Third, the school presented some evidence that – at most – indirectly supported its claim that it was concerned for team morale. However, there was no evidence that there was any serious decline in team morale that could create substantial interference in or disruption of the school's efforts to maintain team cohesion. Explaining that simple "undifferentiated fear or apprehension is not enough to overcome the right to freedom of expression" (Slip Op. 11, quoting Tinker), the Court rejected that concern in the context of the case.

Justice Thomas dissented, opining that under the historical rule, a school could regulate and impose discipline for off-campus speech so long as the speech had a proximate tendency to harm the school, the faculty or students, or its programs. Dissent 4. While noting that perhaps there are good constitutional reasons to depart from the historical rule, he criticized the failure of the majority to identify and explain that departure. Id. at 9.

Justice Alito, in a concurrence joined by Justice Gorsuch, summed it up this way: "[I]f today's decision teaches any lesson, it must be that the regulation of many types of off-premises student speech raises serious First Amendment concerns, and school officials should proceed cautiously before venturing into this territory." Concurrence 19.

Beyond its obvious significance for the speech rights of millions of school students, the case shows that the Justices can and will reach across ideological divides to protect First Amendment free speech interests.
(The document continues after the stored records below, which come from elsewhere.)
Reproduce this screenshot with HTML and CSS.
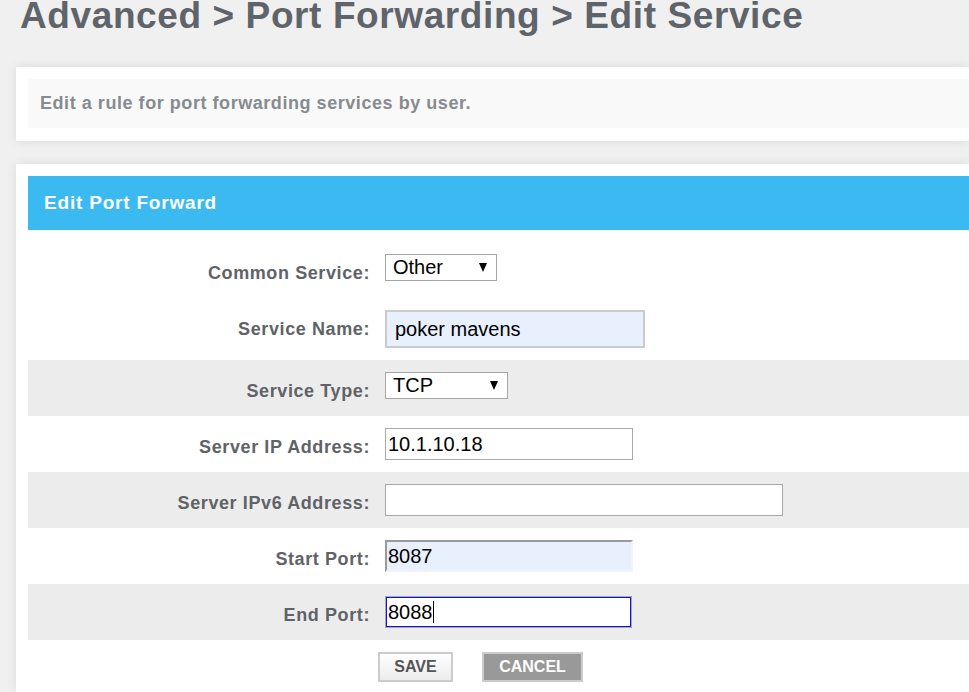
FILE: index.html
```
<!DOCTYPE html>
<html lang="en">
<head>
<meta charset="utf-8">
<title>Edit Service</title>
<link rel="stylesheet" href="styles.css">
</head>
<body>
<h1 class="title">Advanced &gt; Port Forwarding &gt; Edit Service</h1>

<section class="panel intro">
  <div class="note">Edit a rule for port forwarding services by user.</div>
</section>

<section class="panel main">
  <div class="head">Edit Port Forward</div>
  <div class="form">
    <div class="row">
      <label class="lbl">Common Service:</label>
      <div class="select sel-common"><span class="val">Other</span><span class="arrow"></span></div>
    </div>
    <div class="row">
      <label class="lbl lbl-tall">Service Name:</label>
      <input class="text auto name" type="text" value="poker mavens">
    </div>
    <div class="row alt">
      <label class="lbl">Service Type:</label>
      <div class="select sel-type"><span class="val">TCP</span><span class="arrow"></span></div>
    </div>
    <div class="row">
      <label class="lbl">Server IP Address:</label>
      <input class="text w248" type="text" value="10.1.10.18">
    </div>
    <div class="row alt">
      <label class="lbl">Server IPv6 Address:</label>
      <input class="text w398" type="text" value="">
    </div>
    <div class="row">
      <label class="lbl">Start Port:</label>
      <input class="text inset w248" type="text" value="8087">
    </div>
    <div class="row alt">
      <label class="lbl">End Port:</label>
      <div class="text focus w247"><span>8088</span><span class="caret"></span></div>
    </div>
    <div class="actions">
      <button class="btn save" type="button">SAVE</button>
      <button class="btn cancel" type="button">CANCEL</button>
    </div>
  </div>
</section>
</body>
</html>
```

FILE: styles.css
```
html {
  overflow: hidden;
}
body {
  margin: 0;
  background: #f0f0f0;
  font-family: "Liberation Sans", Arial, sans-serif;
}
.title {
  margin: 0 0 36px 20px;
  font-size: 37px;
  line-height: 31px;
  font-weight: bold;
  letter-spacing: 0.6px;
  color: #5f646a;
}
.panel {
  margin-left: 16px;
  background: #fff;
  box-shadow: 0 0 10px rgba(0, 0, 0, 0.09);
}
.intro {
  padding: 12px 0 13px 12px;
}
.note {
  height: 49px;
  line-height: 49px;
  padding-left: 12px;
  background: #f9f9f9;
  font-size: 18px;
  font-weight: bold;
  letter-spacing: 0.55px;
  color: #868b90;
}
.main {
  margin-top: 23px;
  padding: 12px 0 0 12px;
}
.head {
  height: 54px;
  line-height: 54px;
  padding-left: 16px;
  background: #3bb9f1;
  color: #fff;
  font-size: 19px;
  font-weight: bold;
  letter-spacing: 0.8px;
}
.form {
  margin-top: 12px;
}
.row {
  display: grid;
  grid-template-columns: 342px 1fr;
  column-gap: 15px;
  align-items: center;
  justify-items: start;
  box-sizing: border-box;
  min-height: 56px;
  padding: 12px 0;
}
.row.alt {
  background: #ececec;
}
.lbl {
  justify-self: end;
  font-size: 18px;
  font-weight: bold;
  letter-spacing: 0.6px;
  color: #5f6368;
  padding-top: 6px;
}
.lbl-tall {
  padding-top: 0;
}
.select {
  align-self: start;
  display: flex;
  align-items: center;
  justify-content: space-between;
  box-sizing: border-box;
  height: 27px;
  padding: 0 9px 0 7px;
  border: 1px solid #a6a6a6;
  background: #fff;
  font-size: 20px;
  color: #000;
}
.sel-common {
  width: 112px;
}
.sel-type {
  width: 123px;
}
.arrow {
  width: 0;
  height: 0;
  border-left: 4px solid transparent;
  border-right: 4px solid transparent;
  border-top: 9px solid #000;
}
.text {
  box-sizing: border-box;
  height: 32px;
  margin: 0;
  padding: 0 2px;
  border: 1px solid #a9a9a9;
  background: #fff;
  font-family: "Liberation Sans", Arial, sans-serif;
  font-size: 20px;
  color: #000;
  outline: none;
}
.name {
  width: 260px;
  height: 38px;
  padding: 0 8px;
  border: 2px solid #cbcbcb;
}
.auto {
  background: #e8f0fe;
}
.w248 {
  width: 248px;
}
.w398 {
  width: 398px;
}
.w247 {
  width: 247px;
}
.inset {
  padding: 0 1px;
  border-width: 2px;
  border-style: solid;
  border-color: #9a9a9a #eef3fc #eef3fc #9a9a9a;
  background: #e8f0fe;
}
.focus {
  display: flex;
  align-items: center;
  box-shadow: inset 0 0 0 1px #1010e8;
}
.caret {
  width: 1px;
  height: 22px;
  background: #000;
}
.actions {
  display: flex;
  gap: 29px;
  padding: 12px 0 10px 350px;
}
.btn {
  box-sizing: border-box;
  height: 30px;
  margin: 0;
  padding: 0;
  border: 2px solid #cccccc;
  font-family: "Liberation Sans", Arial, sans-serif;
  font-size: 16px;
  font-weight: bold;
}
.save {
  width: 75px;
  background: linear-gradient(#ffffff, #ececec);
  color: #555555;
}
.cancel {
  width: 101px;
  background: #999999;
  color: #ffffff;
}
```
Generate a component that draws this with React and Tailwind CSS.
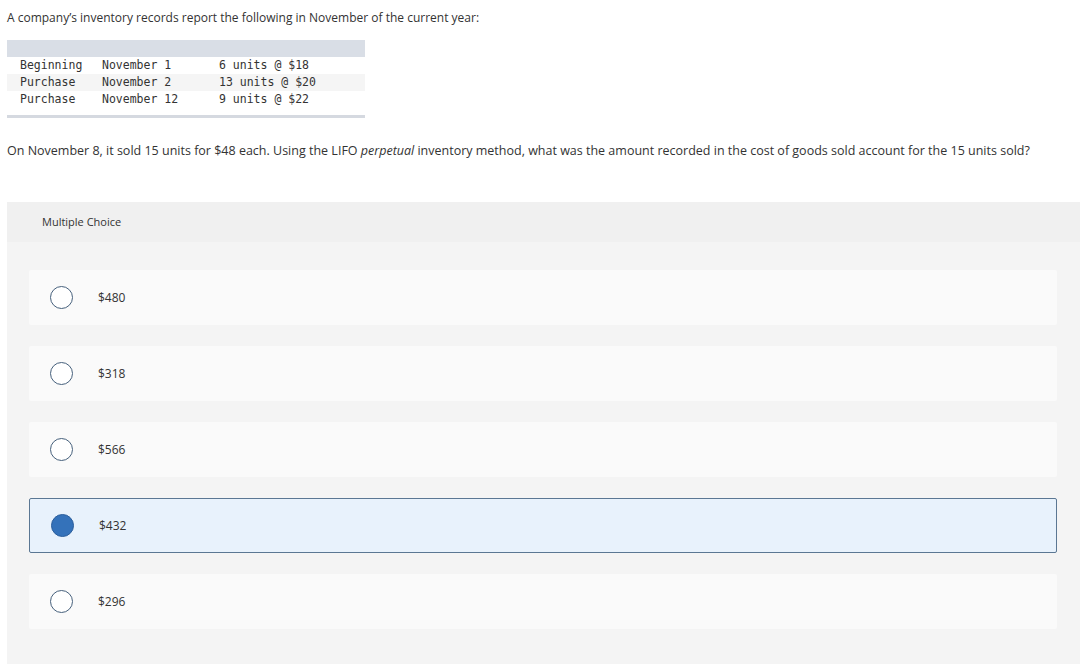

In circumscribing the ability of school administrators to police students' thoughts and expressions outside of school, the Court demonstrated its firm commitment to protecting free speech and its important role in our democracy.

Footnote

1. Schnader Harrison Segal & Lewis LLP and the American Civil Liberties Union Foundation, the American Civil Liberties Union of Pennsylvania and Seth F. Kreimer are co-counsel of record in this case.